Décembre 2014, le Laser Mégajoule commence ses premiers tirs. Objectif : mettre au point l’arme nucléaire du 21e siècle. Une arme nouvelle, déclenchée par un laser, adaptable à tous les théâtres de conflits, les petits comme les grands. L’invention qui banalise l’arme nucléaire.
C’est le programme « simulation », un mot qui laisse penser qu’il ne s’agit pas d’essais nucléaires. Faux, ce sont de vraies explosions. Miniatures par rapport à une bombe nucléaire, « seulement » 5 kilos de dynamite. Qu’importe, le vocabulaire permet de faire croire à un projet acceptable.
Le projet est inacceptable pour plusieurs raisons. La première est évidemment qu’il s’agit de pérenniser l’arme nucléaire pour longtemps.

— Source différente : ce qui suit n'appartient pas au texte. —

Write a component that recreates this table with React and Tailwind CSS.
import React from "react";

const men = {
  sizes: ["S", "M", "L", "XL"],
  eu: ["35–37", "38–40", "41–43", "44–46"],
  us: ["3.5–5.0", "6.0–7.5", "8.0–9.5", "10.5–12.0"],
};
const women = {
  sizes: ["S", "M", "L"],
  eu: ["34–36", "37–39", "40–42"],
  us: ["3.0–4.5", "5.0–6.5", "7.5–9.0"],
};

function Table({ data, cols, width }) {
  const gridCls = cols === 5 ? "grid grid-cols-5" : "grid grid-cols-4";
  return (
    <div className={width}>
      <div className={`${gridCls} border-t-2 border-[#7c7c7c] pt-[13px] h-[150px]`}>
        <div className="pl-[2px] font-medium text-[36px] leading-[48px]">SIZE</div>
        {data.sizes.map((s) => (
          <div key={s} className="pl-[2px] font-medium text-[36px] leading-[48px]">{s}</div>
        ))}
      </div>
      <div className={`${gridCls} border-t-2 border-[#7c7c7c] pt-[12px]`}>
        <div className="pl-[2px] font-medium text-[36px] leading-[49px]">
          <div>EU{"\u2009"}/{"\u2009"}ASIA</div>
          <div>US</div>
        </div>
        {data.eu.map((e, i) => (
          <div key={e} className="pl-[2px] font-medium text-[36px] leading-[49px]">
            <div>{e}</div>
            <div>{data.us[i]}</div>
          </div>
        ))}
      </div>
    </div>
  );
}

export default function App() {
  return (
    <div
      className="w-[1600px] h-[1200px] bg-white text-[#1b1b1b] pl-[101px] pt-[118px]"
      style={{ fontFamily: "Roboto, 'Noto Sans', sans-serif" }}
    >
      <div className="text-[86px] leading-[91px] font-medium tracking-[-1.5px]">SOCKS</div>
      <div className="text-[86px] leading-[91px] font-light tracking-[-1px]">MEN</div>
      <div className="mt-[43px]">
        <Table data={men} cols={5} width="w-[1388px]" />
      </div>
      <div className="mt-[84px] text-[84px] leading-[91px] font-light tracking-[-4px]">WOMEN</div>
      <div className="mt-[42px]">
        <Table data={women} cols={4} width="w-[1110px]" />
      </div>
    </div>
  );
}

Le Sénat a précisé le chiffre : 50 ans, rapport 668. Donc il faut disposer d’un grand laboratoire, d’équipes de physiciens de haut niveau, d’un budget conséquent. Le Mégajoule donne toutes ces satisfactions.
La deuxième raison est politique, c’est la plus grave. Prévoir ce type de modernisation avec un nouveau type de bombes, des bombes à fusion pure et déclenchement laser serait une percée dans la course aux armements. Message pour les proliférateurs en tout genre : l’arme nucléaire est l’arme de demain, on vous empêche de proliférer mais nous, nous n’envisageons pas de nous en passer. En violation complète des objectifs officiels du Traité de non-prolifération. Pire, en violation du Traité sur l’interdiction totale des essais nucléaires qui devrait concerner les essais en laboratoire du Mégajoule.
La troisième raison est le gaspillage que le Mégajoule représente. Initialement estimé à 1,2 milliards d’euros en 1995, la facture atteint maintenant 7,2 milliards. Et ce n’est certainement pas la note finale... Les militaires eux-mêmes commencent à faire la grimace car ils se sentent défavorisés pour obtenir du matériel... pour faire la guerre. Le gaspillage concerne aussi la recherche sur l’énergie de fusion car le Mégajoule, à finalité militaire, est couplé à un autre laser, le « Pétawatt », qui est prévu pour une recherche d’énergie nucléaire « civile ». Avec de mini-explosions, il pourrait chauffer de l’eau (ne rions pas...) afin de faire tourner une turbine pour de l’électricité... Un projet qui détourne des sommes utiles à la recherche sur les énergies renouvelables. Le meilleur réacteur nucléaire n’est-il pas le Soleil ?
Enfin, il est navrant de ne déceler aucun esprit critique sur ce projet. Quelques personnalités politiques dénoncent ces activités mais ce n’est pas suffisant pour une remise en cause. Des associations militantes comme Négajoule ! se battent sur le terrain, mais l’ambiance est à l’inertie. Un sursaut contre le nucléaire militaire serait salutaire pour tous, en premier lieu pour la « Route des lasers » en Aquitaine avec une reconversion du Mégajoule à la recherche civile non nucléaire. La France pourrait initier, avec l’Europe, une politique de désarmement nucléaire mondial avec l’abandon de nos armes nucléaires totalement inutiles pour assurer notre sécurité.